Steven Walters is a senior producer for the nonprofit WisconsinEye public affairs channel. Contact him at stevenscwalters@gmail.com

Arena Renderings

21 thoughts on “The State of Politics: Bucks Arena Tough Sell for Outstate Legislators”

  1. David says:

    M….. we get it. You’re opposed to the arena deal. Take a break.

  2. PMD says:

    I agree. Please from now on only arena deal supporters post on this site. Thank you.

  3. David says:

    PMD…. I read the attached article. Its a two paragraph hatchet job. The author even gets her name wrong. I doubt M read the article she posted.

  4. Wisconsin Conservative Digest says:

    We have the best Conservative network in state, thousands of email addresses and Facebook: Wisconsin Conservative Digest. I say 98% against, out state, few Bucks fans. Kohl did lousy job on team and promo. Half crowd there, on free or reduced tickets. Jason Kidd is doing good job though.
    why would people out state want to spend money on Bucks when their schools are getting cut. half state roots for Timberwolves.

  5. AG says:

    I’ve got a better one. If the financing is indeed funded by the increase in player salaries… then NOT having state financing and having the Bucks leave would in effect (based on the definitions given on this site before) be a tax increase on the good tax payers of our state. Since we’d be losing the money we already get in income tax from the team, that money has to come from somewhere.

  6. PMD says:

    I’m sure half is an exaggeration, but do a lot of Wisconsin residents really cheer for the Timberwolves? 98% “out state” probably oppose anything Milwaukee-related just on principle. That should be taken with a grain of salt.

  7. wisconsin Conservative Digest says:

    NWest corner is heavily invested in twin cites only 50 miles away. They look to Mn. cause so many work there but life by hudson.
    I just laugh when people start to explain this silly idea of player salaries/taxes. Get on your motorcycles and tour state explaining this and wear a helmet shield to protect you from tomatoes.

  8. David says:

    PMD…. no half the state does not root for the Timberwolves. WCD is an antagonistic spin master. Oh… he’s a liar as well. The Wolves draw less than the Bucks.

  9. David says:

    It’s all about divide and conquer – pit rural vs urban. WCD and his merry band of dopes are leading the way.

  10. Wisconsin Conservative Digest says:

    David continually shows his ignorance. NWEast Wis. from LaX up to Hurly relates to Twin City and takes their Sunday news.

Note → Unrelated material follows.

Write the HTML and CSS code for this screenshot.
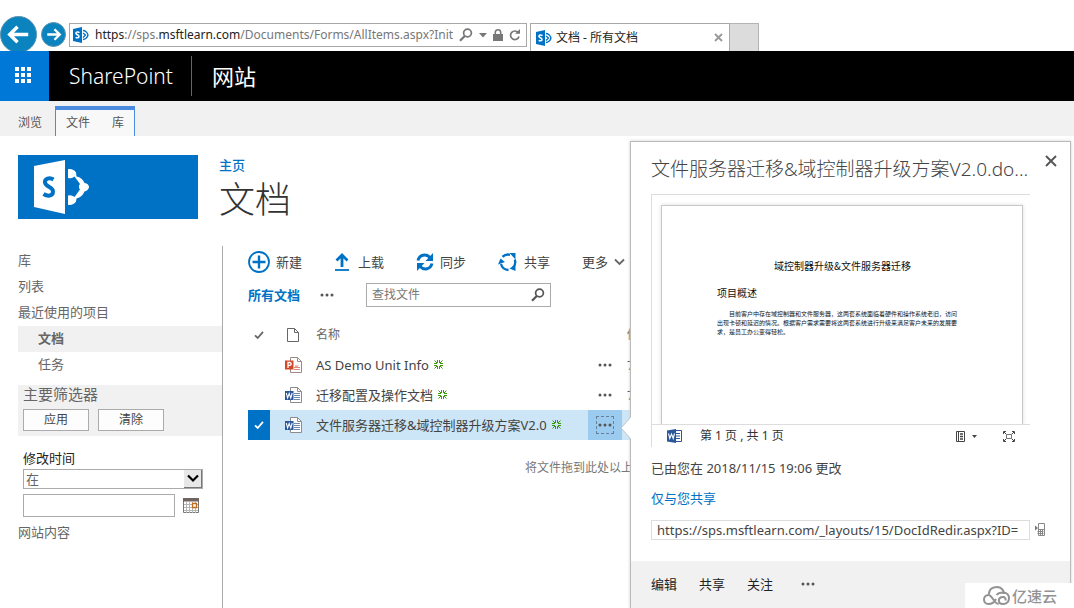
FILE: index.html
```html
<!DOCTYPE html>
<html lang="zh-CN">
<head>
<meta charset="utf-8">
<title>文档 - 所有文档</title>
<link rel="stylesheet" href="styles.css">
</head>
<body>
<svg class="sprite" aria-hidden="true">
  <symbol id="sp" viewBox="0 0 16 16">
    <path d="M0 2 9 0v16L0 14z" fill="#0072c6"/>
    <path d="M6.500 5.600C5 4.600 2.800 4.800 2.900 6.400 3 8 6 7.600 6 9.500 6 11.200 3.800 11.100 2.700 10.300" fill="none" stroke="#fff" stroke-width="1.500"/>
    <path d="M10 3.500c2 0 4.500 2 5 4.500-.5 2.500-3 4.500-5 4.500M10 6l2.500 2L10 10.500" fill="none" stroke="#0072c6" stroke-width="1.300"/>
  </symbol>
  <symbol id="search" viewBox="0 0 14 14">
    <circle cx="8.500" cy="5" r="3.900" fill="none" stroke="currentColor" stroke-width="1.700"/>
    <path d="M5.800 8 1 12.800" stroke="currentColor" stroke-width="2.200"/>
  </symbol>
  <symbol id="dots" viewBox="0 0 14 4">
    <circle cx="2" cy="2" r="1.500"/><circle cx="7" cy="2" r="1.500"/><circle cx="12" cy="2" r="1.500"/>
  </symbol>
  <symbol id="check" viewBox="0 0 10 10">
    <path d="M1 5.300 3.700 8 9 1.800" fill="none" stroke="currentColor" stroke-width="1.800"/>
  </symbol>
  <symbol id="spark" viewBox="0 0 9 9">
    <path d="M.5.500 3 3M8.500.5 6 3M.5 8.500 3 6M8.500 8.500 6 6M3.500 0v3M5.500 0v3M3.500 6v3M5.500 6v3M0 3.500h3M0 5.500h3M6 3.500h3M6 5.500h3" fill="none" stroke="#3c960c" stroke-width="1"/>
  </symbol>
  <symbol id="word" viewBox="0 0 17 16">
    <path d="M5.500.5h7l4 4v11h-11z" fill="#fff" stroke="#8c8c8c"/>
    <path d="M12.500.5v4h4" fill="none" stroke="#8c8c8c"/>
    <path d="M9 6.500h6M9 8.500h6M9 10.500h6M9 12.500h6" stroke="#7186ad"/>
    <path d="M0 4h8.500v9H0z" fill="#2b579a"/>
    <path d="m1.300 6 1.300 5L4.200 6.500 5.800 11 7.200 6" fill="none" stroke="#fff" stroke-width="1.100"/>
  </symbol>
  <symbol id="ppt" viewBox="0 0 17 16">
    <path d="M5.500.5h7l4 4v11h-11z" fill="#fff" stroke="#9a8c88"/>
    <path d="M12.500.5v4h4" fill="none" stroke="#9a8c88"/>
    <path d="M9 10.500h6M9 12.500h6" stroke="#d98a78"/>
    <path d="M10 4.500v4h4a4 4 0 0 1-4 1z" fill="#d98a78"/>
    <path d="M0 3.500h8.500v9H0z" fill="#d24726"/>
    <path d="M3 11V5.500h1.700c2 0 2 2.900 0 2.900H3" fill="none" stroke="#fff" stroke-width="1.300"/>
  </symbol>
</svg>

<header class="browser">
  <div class="nav">
    <button class="nav-btn back" aria-label="后退"><svg viewBox="0 0 36 36"><path d="M28 18H10M17 10l-8 8 8 8" fill="none" stroke="#fff" stroke-width="3.600"/></svg></button>
    <button class="nav-btn forward" aria-label="前进"><svg viewBox="0 0 24 24"><path d="M5.500 12H18M13 6.500l5.500 5.500-5.500 5.500" fill="none" stroke="#fff" stroke-width="2.500"/></svg></button>
  </div>
  <div class="address">
    <svg class="i16"><use href="#sp"/></svg>
    <div class="url"><b>https</b>://sps.<b>msftlearn.com</b>/Documents/Forms/AllItems.aspx?Init</div>
    <button class="plain" aria-label="搜索"><svg class="i14"><use href="#search"/></svg></button>
    <button class="plain" aria-label="展开"><svg width="8" height="5" viewBox="0 0 8 5"><path d="M0 0h8L4 4.500z" fill="#777"/></svg></button>
    <svg class="lock" width="10" height="12" viewBox="0 0 10 12"><path d="M0 5h10v7H0z" fill="#777"/><path d="M2.300 6V3.500a2.700 2.700 0 0 1 5.400 0V6" fill="none" stroke="#777" stroke-width="1.600"/></svg>
    <button class="plain" aria-label="刷新"><svg width="12" height="12" viewBox="0 0 12 12"><path d="M9.500 4A4.300 4.300 0 1 0 10 7.500" fill="none" stroke="#777" stroke-width="1.700"/><path d="M6 4.700h5V0z" fill="#777"/></svg></button>
  </div>
  <div class="tab">
    <svg class="i16"><use href="#sp"/></svg>
    <span>文档 - 所有文档</span>
    <button class="plain" aria-label="关闭标签页"><svg width="9" height="9" viewBox="0 0 9 9"><path d="m1 1 7 7M8 1 1 8" stroke="#999" stroke-width="1.800"/></svg></button>
  </div>
  <button class="new-tab" aria-label="新建标签页"></button>
</header>

<div class="suite">
  <button class="waffle" aria-label="应用启动器"><svg width="16" height="16" viewBox="0 0 16 16"><path d="M0 0h4v4H0zM6 0h4v4H6zM12 0h4v4h-4zM0 6h4v4H0zM6 6h4v4H6zM12 6h4v4h-4zM0 12h4v4H0zM6 12h4v4H6zM12 12h4v4h-4z" fill="#fff"/></svg></button>
  <a class="brand" href="#">SharePoint</a>
  <a class="sites" href="#">网站</a>
</div>

<nav class="ribbon">
  <a href="#">浏览</a>
  <div class="ribbon-group"><a href="#">文件</a><a href="#">库</a></div>
</nav>

<div class="page">
  <div class="heading">
    <a class="logo" href="#" aria-label="SharePoint">
      <svg width="56" height="54" viewBox="0 0 56 54">
        <path d="M0 6 31 0v54L0 47z" fill="#fff"/>
        <path d="M19.500 19.500C15.500 17 10.500 18.500 11 22.500c.5 4.500 8 4 8 9 0 5-5.500 5-9.500 2.500" fill="none" stroke="#0072c6" stroke-width="4"/>
        <path d="M37 14 50 27 37 40" fill="none" stroke="#fff" stroke-width="3"/>
        <path d="M34 9.200c3-.8 6.500.5 8 3.300l.5 4c4 .8 6.500 3 8 6.500 6 1 6 7 0 8.500-1.500 3.500-4 6-8 7l-.5 3c-1.500 2.500-5 4-8 3.200v-9.200c4-.5 6-3 6.500-6h4.500V24H40c-.5-3-3-5-6-6z" fill="#fff"/>
        <path d="M34 18.500c3.500 0 5-1 6.500-2l5.500 7.500c-1.500 1.500-1.500 4 0 5.500l-5.500 7.500c-1.500-1-3-2-6.500-2z" fill="#0072c6"/>
      </svg>
    </a>
    <div class="titles">
      <a class="crumb" href="#">主页</a>
      <h1>文档</h1>
    </div>
  </div>

  <div class="columns">
    <aside class="side">
      <nav>
        <a href="#">库</a>
        <a href="#">列表</a>
        <a href="#">最近使用的项目</a>
        <a class="sub current" href="#">文档</a>
        <a class="sub" href="#">任务</a>
      </nav>
      <section class="filter">
        <h2>主要筛选器</h2>
        <div class="filter-actions"><button>应用</button><button>清除</button></div>
      </section>
      <div class="field">
        <label for="op">修改时间</label>
        <div class="select"><select id="op"><option>在</option></select><svg width="18" height="18" viewBox="0 0 18 18"><path d="M0 0h18v18H0z" fill="#777"/><path d="M0 0h17v17H0z" fill="#e8e8e8"/><path d="m4 5.500 5 5 5-5" fill="none" stroke="#000" stroke-width="2.200"/></svg></div>
        <div class="date">
          <input type="text" aria-label="日期">
          <button class="plain" aria-label="选择日期"><svg width="16" height="16" viewBox="0 0 16 16"><path d="M.5.5h15v14H.5z" fill="#fff" stroke="#777"/><path d="M0 0h16v3.500H0z" fill="#6f6460"/><path d="M3.500 4v11M6.500 4v11M9.500 4v11M12.500 4v11M1 6.500h14M1 9.500h14M1 12.500h14" stroke="#b5b5b5"/><path d="M9.500 5.500h4v4h-4z" fill="#fff" stroke="#c66a1c" stroke-width="1.300"/></svg></button>
        </div>
      </div>
      <nav><a href="#">网站内容</a></nav>
    </aside>

    <main class="main">
      <div class="toolbar">
        <button><svg width="22" height="22" viewBox="0 0 22 22"><circle cx="11" cy="11" r="10" fill="none" stroke="#0072c6" stroke-width="1.800"/><path d="M11 4.500v13M4.500 11h13" stroke="#0072c6" stroke-width="2.400"/></svg>新建</button>
        <button><svg width="18" height="18" viewBox="-1 0 18 18"><path d="M7 14V2M1.500 7.500 7 2l5.500 5.500" fill="none" stroke="#0072c6" stroke-width="2.800"/><path d="M0 17h14" stroke="#0072c6" stroke-width="1.800"/></svg>上载</button>
        <button><svg width="18" height="18" viewBox="0 0 18 18"><path d="M2 7.500C3.500 1.500 10 .5 14 4.500M16 10.500c-1.500 6-8 7-12 3" fill="none" stroke="#0072c6" stroke-width="3"/><path d="M17 0v8H9.500zM1 18v-8h7.500z" fill="#0072c6"/></svg>同步</button>
        <button><svg width="20" height="19" viewBox="0 0 20 19"><path d="M4.500 3.800A8 8 0 0 1 12 1.800M16.800 6.500a8 8 0 0 1-1.800 8M10.500 17A8 8 0 0 1 3 11" fill="none" stroke="#0072c6" stroke-width="2.300"/><path d="M11.500 0h6v6.500zM17.500 11.500V18l-6-2.500zM0 11.500 2.500 5.500 7 9z" fill="#0072c6"/></svg>共享</button>
        <button>更多<svg width="11" height="8" viewBox="0 0 11 8"><path d="m1 1.500 4.500 4.500L10 1.500" fill="none" stroke="#666" stroke-width="1.800"/></svg></button>
      </div>
      <div class="views">
        <a href="#">所有文档</a>
        <button class="plain" aria-label="更多视图"><svg class="dots"><use href="#dots"/></svg></button>
        <div class="search"><input type="text" aria-label="查找文件" placeholder="查找文件"><button class="plain" aria-label="搜索"><svg class="i14"><use href="#search"/></svg></button></div>
      </div>
      <table class="files">
        <thead>
          <tr><th class="c-check"><svg class="i10"><use href="#check"/></svg></th><th class="c-icon"><svg width="12" height="14" viewBox="0 0 12 14"><path d="M.5.500h7l4 4v9H.5zM7.500.5v4h4" fill="none" stroke="#666"/></svg></th><th class="c-name">名称</th><th class="c-menu"></th><th class="c-date">修改时间</th></tr>
        </thead>
        <tbody>
          <tr><td></td><td class="c-icon"><svg class="doc"><use href="#ppt"/></svg></td><td class="c-name"><a href="#">AS Demo Unit Info</a><svg class="spark"><use href="#spark"/></svg></td><td class="c-menu"><button class="plain" aria-label="菜单"><svg class="dots"><use href="#dots"/></svg></button></td><td class="c-date">7 天前</td></tr>
          <tr><td></td><td class="c-icon"><svg class="doc"><use href="#word"/></svg></td><td class="c-name"><a href="#">迁移配置及操作文档</a><svg class="spark"><use href="#spark"/></svg></td><td class="c-menu"><button class="plain" aria-label="菜单"><svg class="dots"><use href="#dots"/></svg></button></td><td class="c-date">7 天前</td></tr>
          <tr class="selected"><td class="c-check"><svg class="i10"><use href="#check"/></svg></td><td class="c-icon"><svg class="doc"><use href="#word"/></svg></td><td class="c-name"><a href="#">文件服务器迁移&amp;域控制器升级方案V2.0</a><svg class="spark"><use href="#spark"/></svg></td><td class="c-menu"><button class="plain" aria-label="菜单"><svg class="dots"><use href="#dots"/></svg></button></td><td class="c-date"></td></tr>
        </tbody>
      </table>
      <p class="drop">将文件拖到此处以上载</p>
    </main>
  </div>
</div>

<div class="callout" role="dialog" aria-label="文件预览">
  <svg class="beak" width="11" height="22" viewBox="0 0 11 22"><path d="M11 0 1 11l10 11z" fill="#fff"/><path d="M10.500.5 1 11l9.500 10.500" fill="none" stroke="#c4c4c4"/></svg>
  <div class="callout-body">
    <div class="callout-head">
      <h2>文件服务器迁移&amp;域控制器升级方案V2.0.do...</h2>
      <button class="plain" aria-label="关闭"><svg width="12" height="12" viewBox="0 0 12 12"><path d="m1 1 10 10M11 1 1 11" stroke="#555" stroke-width="1.900"/></svg></button>
    </div>
    <div class="preview">
      <div class="sheet-area">
        <article class="sheet">
          <h3>域控制器升级&amp;文件服务器迁移</h3>
          <h4>项目概述</h4>
          <p>目前客户中存在域控制器和文件服务器，这两套系统面临着硬件和操作系统老旧，访问出现卡顿和延迟的情况。根据客户需求需要将这两套系统进行升级来满足客户未来的发展要求，是员工办公变得轻松。</p>
        </article>
      </div>
      <div class="status">
        <svg width="15" height="14" viewBox="0 0 15 14"><path d="M8 1.500h6.500v11H8z" fill="#fff" stroke="#2b579a"/><path d="M9 4.500h4M9 7h4M9 9.500h4" stroke="#2b579a" stroke-width="1.200"/><path d="M0 1.500 9 0v14l-9-1.500z" fill="#2b579a"/><path d="M1.500 4.500 2.800 9.500 4.500 5 6.200 9.500 7.500 4.500" fill="none" stroke="#fff" stroke-width="1.100"/></svg>
        <span>第 1 页 , 共 1 页</span>
        <button class="plain view-mode" aria-label="视图"><svg width="21" height="11" viewBox="0 0 21 11"><path d="M.5.500h8v10h-8zM2.500.5v10" fill="none" stroke="#444"/><path d="M4 3h3M4 5.500h3M4 8h3" stroke="#444" stroke-width="1.300"/><path d="M16 4h5l-2.500 3z" fill="#444"/></svg></button>
        <button class="plain" aria-label="全屏"><svg width="12" height="11" viewBox="0 0 12 11"><path d="M.5 3V.5H3M9 .5h2.500V3M11.500 8v2.500H9M3 10.500H.5V8M1 1l2.500 2.500M11 1 8.500 3.500M11 10 8.500 7.500M1 10l2.500-2.500" fill="none" stroke="#444"/><path d="M3.500 3.500h5v4h-5z" fill="none" stroke="#777"/></svg></button>
      </div>
    </div>
    <p class="changed">已由您在 2018/11/15 19:06 更改</p>
    <a class="shared" href="#">仅与您共享</a>
    <div class="link-row">
      <input type="text" aria-label="文档链接" readonly value="https://sps.msftlearn.com/_layouts/15/DocIdRedir.aspx?ID=">
      <button class="plain" aria-label="在手机上打开"><svg width="10" height="14" viewBox="0 0 10 14"><path d="M3.500.5h6v12h-6zM4 6.500h5" fill="none" stroke="#888"/><path d="M0 2.500 3 5 0 7.500z" fill="#777"/><path d="M2.500 8.500h6M2.500 10.500h6M5.500 7v5M7.500 7v5" stroke="#888"/></svg></button>
    </div>
  </div>
  <footer class="callout-foot">
    <button>编辑</button><button>共享</button><button>关注</button><button aria-label="更多"><svg class="dots"><use href="#dots"/></svg></button>
  </footer>
</div>

<div class="watermark">
  <svg width="27" height="19" viewBox="0 0 27 19"><path d="M6 8C6 3 10 1 14 1s7 3 7 7M13 13c-2 4-5 5-7.500 5-6 0-6-9 0-9 4 0 5.500 9 10 9M13.500 9c1.500-2 4-2.500 6.500-2.500 8 0 8 11.500 0 11.500-5.500 0-5.500-7 0-7 2 0 3 1.500 2.500 3.500" fill="none" stroke="#929294" stroke-width="2"/></svg>
  <span>亿速云</span>
</div>
</body>
</html>
```
FILE: styles.css
```css
* { box-sizing: border-box; }
body {
  margin: 0;
  min-height: 100vh;
  position: relative;
  overflow: hidden;
  background: #fff;
  color: #444;
  font: 13px/20px "Noto Sans", "Noto Sans CJK SC", sans-serif;
}
a { color: inherit; text-decoration: none; }
h1, h2, h3, h4, p { margin: 0; font-weight: 400; }
button, input, select { font: inherit; color: inherit; border-radius: 0; }
button { padding: 0; border: 0; background: none; }
svg { display: block; flex: none; }
.sprite { position: absolute; width: 0; height: 0; }
.plain { display: flex; align-items: center; justify-content: center; }
.i10 { width: 10px; height: 10px; }
.i14 { width: 14px; height: 14px; }
.i16 { width: 16px; height: 16px; }
.dots { width: 14px; height: 4px; fill: #555; }

/* browser chrome */
.browser { display: flex; align-items: flex-start; height: 51px; padding-top: 16px; overflow: hidden; }
.nav { display: flex; align-items: center; gap: 4px; width: 69px; height: 37px; flex: none; }
.nav-btn { flex: none; border: 1px solid #5d94ad; border-radius: 50%; background: #0a83bf; overflow: hidden; }
.back { width: 37px; height: 37px; }
.forward { width: 25px; height: 25px; }
.nav-btn svg { width: 100%; height: 100%; }
.address {
  display: flex; align-items: center; gap: 6px;
  width: 458px; height: 24px; margin-top: 7px; padding: 0 5px 0 3px;
  border: 1px solid #a8a8a8; color: #777; flex: none;
}
.url { flex: 1; white-space: nowrap; color: #777; font-size: 12px; }
.url b { font-weight: 400; color: #222; }
.tab {
  display: flex; align-items: center; gap: 4px;
  width: 200px; height: 28px; margin: 7px 0 0 3px; padding: 0 6px 0 5px;
  border: 1px solid #a8a8a8; border-bottom: 0; color: #222; font-size: 12px; flex: none;
}
.tab button { margin-left: auto; }
.new-tab { width: 29px; height: 28px; margin-top: 7px; border: 1px solid #b4b4b4; border-width: 1px 1px 0 0; background: #dcdcdc; }

/* suite bar */
.suite { display: flex; align-items: center; height: 50px; background: #000; color: #fff; font-size: 21px; line-height: 40px; }
.waffle { display: flex; align-items: center; justify-content: center; width: 49px; height: 50px; padding: 0 3px 2px 0; background: #0078d7; }
.brand { padding: 0 18px 0 20px; border-right: 1px solid #666; font-weight: 300; }
.sites { padding-left: 20px; font-size: 22px; }

/* ribbon */
.ribbon { display: flex; align-items: flex-start; gap: 13px; height: 35px; padding: 5px 0 0 18px; background: #f1f1f1; color: #555; font-size: 12px; line-height: 24px; white-space: nowrap; }
.ribbon > a { padding-top: 5px; }
.ribbon-group { display: flex; gap: 22px; width: 80px; height: 30px; padding: 1px 0 0 10px; border: 1px solid #4a8be0; border-top-width: 4px; border-bottom: 0; background: #f8f8f8; }

/* page */
.page { padding: 19px 0 0 18px; }
.heading { display: flex; gap: 21px; height: 91px; }
.logo { width: 180px; height: 64px; padding: 5px 16px; background: #0072c6; }
.crumb { display: block; color: #0072c6; font-weight: 500; }
h1 { color: #333; font-size: 36px; font-weight: 300; line-height: 50px; }
.columns { display: flex; min-height: 362px; }
.side { width: 205px; flex: none; padding-top: 2px; border-right: 1px solid #aaa; color: #666; }
.side nav a { display: block; padding: 2px 0; line-height: 20px; height: 26px; }
.side .sub { padding-left: 20px; }
.side .current { background: #f1f1f1; font-weight: 700; }
.filter { margin-top: 7px; padding: 0 5px 4px; background: #f1f1f1; height: 51px; }
.filter h2 { font-size: 15px; line-height: 18px; height: 24px; }
.filter-actions { display: flex; gap: 9px; }
.filter-actions button { width: 66px; height: 22px; border: 1px solid #ababab; background: #fdfdfd; font-size: 12px; line-height: 18px; color: #444; }
.field { padding: 12px 5px 0; }
.field label { display: block; padding-bottom: 1px; color: #222; }
.select { display: flex; width: 180px; height: 20px; border: 1px solid #ababab; }
.select select { flex: 1; padding: 0 2px; border: 0; background: #fff; appearance: none; line-height: 18px; }
.date { display: flex; gap: 8px; margin: 5px 0 3px; }
.date input { width: 152px; height: 23px; border: 1px solid #ababab; }

.main { flex: 1; padding: 5px 20px 0 25px; min-width: 0; }
.toolbar { display: flex; align-items: center; gap: 32px; height: 22px; }
.toolbar button { display: flex; align-items: center; gap: 6px; }
.views { display: flex; align-items: center; height: 24px; margin-top: 10px; }
.views a { width: 72px; color: #0072c6; font-weight: 700; }
.search { display: flex; align-items: center; width: 185px; height: 24px; margin-left: 32px; padding: 0 5px; border: 1px solid #ababab; color: #555; }
.search input { flex: 1; min-width: 0; padding: 0; border: 0; font-size: 12px; }
.search input::placeholder { color: #777; opacity: 1; }
.files { margin-top: 12px; border-collapse: collapse; table-layout: fixed; width: 100%; }
.files th, .files td { padding: 0; height: 30px; text-align: left; font-weight: 400; vertical-align: middle; }
.files th { height: 31px; color: #666; font-size: 12px; }
.files .c-check { width: 22px; }
.files .c-check svg { margin: 0 auto; }
.files th.c-icon { width: 46px; }
.c-icon svg { margin: 0 auto; }
.doc { width: 17px; height: 16px; }
.files th.c-name { width: 272px; }
.files td.c-name { padding-bottom: 2px; }
.files td.c-name a { display: inline-block; vertical-align: middle; }
.spark { display: inline-block; width: 9px; height: 9px; margin-left: 5px; vertical-align: middle; }
.files .c-menu { width: 34px; }
.c-menu button { width: 34px; height: 30px; }
.files .c-date { padding-left: 5px; }
.selected { background: #cde6f7; }
.selected .c-check { background: #0072c6; color: #fff; }
.selected .c-menu { background: #9bcbef; }
.selected .dots { width: 16px; height: 16px; padding: 6px 1px; outline: 1px dashed #66809a; }
.drop { padding-top: 18px; padding-left: 277px; color: #777; font-size: 12px; }

/* callout */
.callout {
  position: absolute; top: 141px; right: 3px; bottom: 0; width: 441px;
  display: flex; flex-direction: column;
  border: 1px solid #bbb; border-bottom: 0; background: #fff;
  box-shadow: 0 0 3px #ccc;
}
.beak { position: absolute; left: -11px; top: 275px; }
.callout-body { flex: 1; padding: 12px 20px 0; }
.callout-head { display: flex; align-items: flex-start; justify-content: space-between; height: 40px; }
.callout-head h2 { white-space: nowrap; font-size: 19px; font-weight: 300; line-height: 30px; color: #444; }
.callout-head button { width: 20px; height: 14px; margin-right: -11px; }
.preview { width: 379px; border: 1px solid #ddd; border-width: 1px 0 0 1px; }
.sheet-area { height: 230px; padding: 10px 7px 0 9px; border-bottom: 1px solid #ddd; overflow: hidden; }
.sheet { height: 100%; padding: 52px 54px 0 55px; border: 1px solid #c8c8c8; border-bottom: 0; box-shadow: 0 0 4px #ddd; color: #111; font-family: "Noto Sans CJK SC", sans-serif; }
.sheet h3 { font-size: 10px; line-height: 16px; text-align: center; }
.sheet h4 { margin-top: 11px; font-size: 10px; line-height: 16px; }
.sheet p { max-width: 40em; margin-top: 8px; font-size: 6px; line-height: 9px; text-indent: 2em; }
.status { display: flex; align-items: center; height: 22px; padding: 0 15px; color: #333; font-size: 12px; }
.status span { margin-left: 18px; }
.view-mode { margin: 0 26px 0 auto; }
.changed { margin-top: 11px; }
.shared { display: block; margin-top: 10px; color: #0072c6; }
.link-row { display: flex; gap: 5px; margin-top: 12px; }
.link-row input { width: 379px; height: 20px; padding: 0 5px; border: 1px solid #ddd; }
.callout-foot { display: flex; gap: 22px; height: 47px; padding: 0 20px 2px; background: #f1f1f1; color: #222; }
.callout-foot button { min-width: 26px; }
.callout-foot button:last-child { margin-left: 6px; }

.watermark { position: absolute; right: 0; bottom: 0; display: flex; align-items: center; gap: 2px; width: 109px; height: 25px; padding-left: 18px; background: #fff; color: #929294; font-size: 15px; font-weight: 500; }
```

Milwaukee is pit compared to Milwaukee.
    I peddled Minneapolis paper in LaX as kid and have many relatives along west part of state.
    Twin cites are paradise compared to Milwaukee leadrship, male, white, liberal racists.

  11. David says:

    WCD…. no one understands your crazy ramblings. Get a grip dopey.

  12. David says:

    WCD… btw moron we’re talking about the T-Wolves.

  13. Andrew says:

    So NOT madison or Milwaukee areas? Isn’t that 1/7th of the state population??? Cities are important for states and sports are important for cities. You need people coming from out of the area to add to the revenue. Go live in Montana or Wyoming if you want the opposite of this.

  14. wisconsin Conservative Digest says:

    Andrew, run up state and tell them that see what happens?? Simple answer. Milwaukee wants Bucks, most people do not care, they do not have big fan base like Brewers or Packers, then Milwaukee should pay themselves fro arena. they have their own things they want to build.

  15. Andrew says:

    So “up state” doesn’t want to pay into it, but it is ok for them to reap the benifits? It is a situation where both political ideaologies need to be able to collaborate on the best way to do this, not just both sides being stubborn and myopic. It is like the people who complain about the 0.1% brewers stadium tax which lead to the revitalization with that team and now to the valley area, but don’t see the benifits when the visiting fans from other states come to the area and spend money which helps them greater than the cost of the tax.

  16. Wisconsin Conservative Digest says:

    Go ahead Andrew run up to Cashton, Hudson, Crandon and tell them that they are stupid that they do not want to spend billion or so to keep a basketball team here. They have their own basketball teams up there, the high schools. You should have no trouble at all. They might want to have a big gym for their teams, you going to build it for them?

  17. PMD says:

    Your criteria makes no sense. Should a city never build anything new because rural communities located in the same state but far away feel like it won’t benefit them? And doesn’t urban tax money help subsidize those same rural communities?

  18. wisconsin Conservative Digest says:

    Go tell them that, smartie, You need their votes. They voted against the local sales tax for the stadium based purely on the principle that the businesses should build their own playpens. People on this site is so damn dumb, they think that wishing makes it so. Grow up. No, the state subsidizes Milwaukee, look it up.

  19. PMD says:

    So rural communities in Wisconsin do not benefit in any way from urban tax dollars? According to the Indiana Fiscal Policy Institute, “residents in metropolitan counties subsidize their rural counterparts by paying more in state taxes than they receive in benefits.”

    http://www.ibj.com/articles/15690-study-urban-tax-money-subsidizes-rural-counties

    Is that wrong? How so?

  20. Tim says:

    hahaha, “look it up”… comedy gold.